→ **TASK TO COMPLETE**: Every line from the top of the records through the line containing "import React from" should be retyped exactly; the pictures should not.
::: TASK INPUTS :::
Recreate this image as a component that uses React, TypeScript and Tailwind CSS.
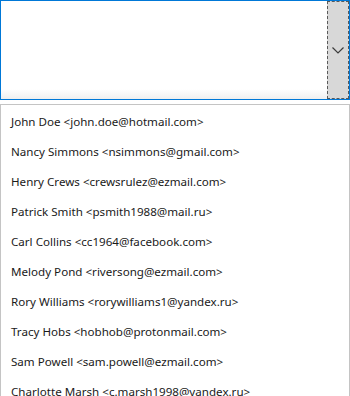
import React from "react";

const people = [
  "John Doe <john.doe@hotmail.com>",
  "Nancy Simmons <nsimmons@gmail.com>",
  "Henry Crews <crewsrulez@ezmail.com>",
  "Patrick Smith <psmith1988@mail.ru>",
  "Carl Collins <cc1964@facebook.com>",
  "Melody Pond <riversong@ezmail.com>",
  "Rory Williams <rorywilliams1@yandex.ru>",
  "Tracy Hobs <hobhob@protonmail.com>",
  "Sam Powell <sam.powell@ezmail.com>",
  "Charlotte Marsh <c.marsh1998@yandex.ru>",
];

export default function App() {
  return (
    <div
      className="w-[350px] h-[396px] overflow-hidden bg-white"
      style={{ fontFamily: '"Noto Sans", "Open Sans", sans-serif' }}
    >
      <div className="h-[100px] border border-[#0078d7] flex bg-gradient-to-b from-white from-[90%] to-[#efefef]">
        <div className="flex-1" />
        <div className="w-[22px] h-full border border-dashed border-[#5a5a5a] bg-[#d8d8d8] flex items-center justify-center">
          <svg width="12" height="7" viewBox="0 0 12 7" fill="none">
            <path d="M0.5 0.5 L6 6 L11.5 0.5" stroke="#3c3c3c" strokeWidth="1.2" />
          </svg>
        </div>
      </div>
      <div className="mt-[4px] border border-[#c4c4c4] pt-[2px]">
        {people.map((p) => (
          <div key={p} className="h-[30px] flex items-center pl-[10px] text-[11.6px] text-[#1a1a1a] whitespace-nowrap">
            {p}
          </div>
        ))}
      </div>
    </div>
  );
}
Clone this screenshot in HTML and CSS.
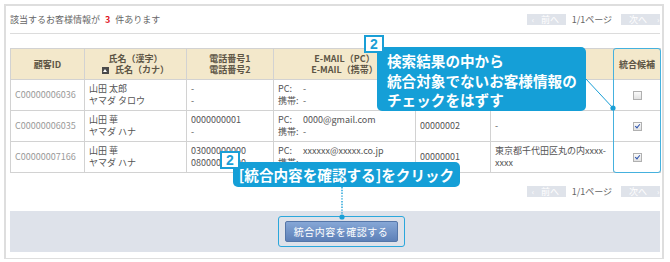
FILE: index.html
```html
<!DOCTYPE html>
<html lang="ja">
<head>
	<meta charset="UTF-8">
	<meta name="viewport" content="width=device-width, initial-scale=1.0">
	<title>お客様情報の統合</title>
	<link rel="stylesheet" href="styles.css">
</head>
<body>
	<div class="frame">
		<div class="summary">
			<p class="count">該当するお客様情報が <em>3</em> 件あります</p>
			<div class="pager">
				<span class="pg-btn prev"><i>‹</i>前へ</span>
				<span class="pg-info">1/1ページ</span>
				<span class="pg-btn next">次へ<i>›</i></span>
			</div>
		</div>

		<table class="results">
			<colgroup>
				<col style="width:74px">
				<col style="width:102px">
				<col style="width:87px">
				<col style="width:142px">
				<col style="width:75px">
				<col style="width:123px">
				<col style="width:47px">
			</colgroup>
			<thead>
				<tr>
					<th>顧客ID</th>
					<th>氏名（漢字）<br><span class="sort"></span> 氏名（カナ）</th>
					<th>電話番号1<br>電話番号2</th>
					<th>E-MAIL（PC）<br>E-MAIL（携帯）</th>
					<th></th>
					<th></th>
					<th>統合候補</th>
				</tr>
			</thead>
			<tbody>
				<tr>
					<td class="cid">C00000006036</td>
					<td>山田 太郎<br>ヤマダ タロウ</td>
					<td>-<br>-</td>
					<td><span class="lbl">PC:</span>-<br><span class="lbl">携帯:</span>-</td>
					<td></td>
					<td></td>
					<td class="pick"><span class="chk"></span></td>
				</tr>
				<tr>
					<td class="cid">C00000006035</td>
					<td>山田 華<br>ヤマダ ハナ</td>
					<td>0000000001<br>-</td>
					<td><span class="lbl">PC:</span>0000@gmail.com<br><span class="lbl">携帯:</span>-</td>
					<td>00000002</td>
					<td>-</td>
					<td class="pick"><span class="chk on"></span></td>
				</tr>
				<tr>
					<td class="cid">C00000007166</td>
					<td>山田 華<br>ヤマダ ハナ</td>
					<td>03000000000<br>08000000000</td>
					<td><span class="lbl">PC:</span>xxxxxx@xxxxx.co.jp<br><span class="lbl">携帯:</span>-</td>
					<td>00000001</td>
					<td>東京都千代田区丸の内xxxx-<br>xxxx</td>
					<td class="pick"><span class="chk on"></span></td>
				</tr>
			</tbody>
		</table>

		<div class="pager pager-bottom">
			<span class="pg-btn prev"><i>‹</i>前へ</span>
			<span class="pg-info">1/1ページ</span>
			<span class="pg-btn next">次へ<i>›</i></span>
		</div>

		<div class="actions">
			<span class="confirm-wrap"><button type="button" class="confirm">統合内容を確認する</button></span>
		</div>
	</div>

	<!-- 注釈 -->
	<div class="col-mark"></div>
	<div class="note note-check">検索結果の中から<br>統合対象でないお客様情報の<br>チェックをはずす</div>
	<span class="step step-check">2</span>
	<div class="note note-confirm">[統合内容を確認する]をクリック</div>
	<span class="step step-confirm">2</span>
	<svg class="leaders" width="670" height="262" viewBox="0 0 670 262">
		<line x1="586" y1="79" x2="613" y2="108" stroke="#1a9fd6" stroke-width="1"/>
		<circle cx="613" cy="108" r="2.6" fill="#1a9fd6"/>
		<line x1="342" y1="187" x2="342" y2="217" stroke="#1a9fd6" stroke-width="1.4" stroke-dasharray="1.4 1.4"/>
		<circle cx="342" cy="217" r="2.6" fill="#1a9fd6"/>
	</svg>
</body>
</html>
```

FILE: styles.css
```css
html, body {
	margin: 0;
	background: #fff;
}
body {
	position: relative;
	width: 670px;
	height: 262px;
	overflow: hidden;
	font-family: "Noto Sans CJK JP", "Noto Sans", sans-serif;
	color: #555;
}

.frame {
	box-sizing: border-box;
	width: 660px;
	height: 255px;
	margin: 4px 0 0 4px;
	padding: 0 2px 0 4px;
	border: 2px solid #dedede;
	border-bottom-width: 1px;
}

/* 件数 + ページ送り */
.summary {
	display: flex;
	align-items: center;
	justify-content: space-between;
	height: 27px;
	border-bottom: 1px solid #dcdcdc;
}
.count {
	margin: 0;
	font-size: 9px;
	color: #666;
}
.count em {
	font-style: normal;
	font-weight: 700;
	color: #e0141e;
	margin: 0 3px;
}
.pager {
	display: flex;
	align-items: center;
	font-size: 9px;
	line-height: 11px;
}
.pg-btn {
	display: flex;
	align-items: center;
	box-sizing: border-box;
	width: 39px;
	height: 11px;
	background: #dfe3ea;
	color: #fff;
}
.pg-btn i {
	font-style: normal;
	font-size: 8px;
}
.prev {
	padding-left: 5px;
	gap: 7px;
}
.next {
	padding-left: 8px;
	gap: 10px;
}
.pg-info {
	margin: 0 9px 0 6px;
	color: #666;
}
.pager-bottom {
	justify-content: flex-end;
	margin-top: 13px;
}

/* 一覧 */
.results {
	width: 650px;
	margin-top: 14px;
	border-collapse: collapse;
	table-layout: fixed;
	font-size: 9px;
	line-height: 12px;
}
.results th,
.results td {
	border: 1px solid #d2d2d2;
	padding: 0 4px;
	vertical-align: middle;
	text-align: left;
	white-space: nowrap;
	overflow: hidden;
}
.results th {
	height: 30px;
	background: #f3e8cb;
	color: #5d5545;
	font-weight: 700;
	text-align: center;
	line-height: 11px;
}
.results td {
	height: 30px;
}
.cid {
	color: #9a9a9a;
}
.lbl {
	display: inline-block;
	width: 25px;
}
.sort {
	display: inline-block;
	width: 7px;
	height: 7px;
	background: #4a4a4a;
	vertical-align: -1px;
	margin-right: 4px;
	position: relative;
}
.sort::after {
	content: '';
	position: absolute;
	left: 1px; top: 2px;
	border-left: 2.5px solid transparent;
	border-right: 2.5px solid transparent;
	border-bottom: 3px solid #fff;
}
.pick {
	text-align: center !important;
}
.chk {
	display: inline-block;
	position: relative;
	box-sizing: border-box;
	width: 9px;
	height: 9px;
	border: 1px solid #b0b0b0;
	background: linear-gradient(#fafafa, #e2e2e2);
	vertical-align: middle;
}
.chk.on::after {
	content: '';
	position: absolute;
	left: 2px; top: 0;
	width: 2px; height: 4px;
	border-right: 1.5px solid #2f56b0;
	border-bottom: 1.5px solid #2f56b0;
	transform: rotate(40deg);
}

/* 下部ボタン */
.actions {
	display: flex;
	align-items: center;
	justify-content: center;
	height: 41px;
	margin-top: 14px;
	padding-left: 12px;
	background: #dee2ea;
}
.confirm-wrap {
	display: block;
	padding: 4px 6px;
	border: 1.5px solid #2aa7dc;
	border-radius: 3px;
}
.confirm {
	display: block;
	width: 113px;
	height: 21px;
	padding: 0;
	border: 1px solid #5576a8;
	border-radius: 2px;
	background: linear-gradient(#86a7d6, #5d80b8);
	color: #fff;
	font-family: inherit;
	font-size: 10px;
	letter-spacing: 0.5px;
}

/* 注釈 */
.col-mark {
	position: absolute;
	left: 613px; top: 48px;
	box-sizing: border-box;
	width: 48px; height: 125px;
	border: 1.5px solid #45b1de;
	border-radius: 3px;
}
.note {
	position: absolute;
	box-sizing: border-box;
	background: #159fd7;
	color: #fff;
	font-weight: 700;
	border-radius: 5px;
	white-space: nowrap;
}
.note-check {
	left: 377px; top: 47px;
	width: 209px; height: 64px;
	padding: 4px 0 0 10px;
	font-size: 14.6px;
	line-height: 19.5px;
}
.note-confirm {
	left: 233px; top: 162px;
	width: 227px; height: 25px;
	text-align: center;
	font-size: 14.6px;
	line-height: 25px;
}
.step {
	position: absolute;
	box-sizing: border-box;
	width: 20px; height: 18px;
	background: #fff;
	border: 2px solid #1a9fd6;
	color: #1a9fd6;
	font-family: "Liberation Sans", sans-serif;
	font-weight: 700;
	font-size: 14px;
	line-height: 14px;
	text-align: center;
}
.step-check {
	left: 364px; top: 35px;
}
.step-confirm {
	left: 220px; top: 151px;
}
.leaders {
	position: absolute;
	left: 0; top: 0;
	pointer-events: none;
}
```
:::
→ **RESULT FOR THIS EXERCISE**:
Recreate this image as a component that uses React, TypeScript and Tailwind CSS.
import React from "react";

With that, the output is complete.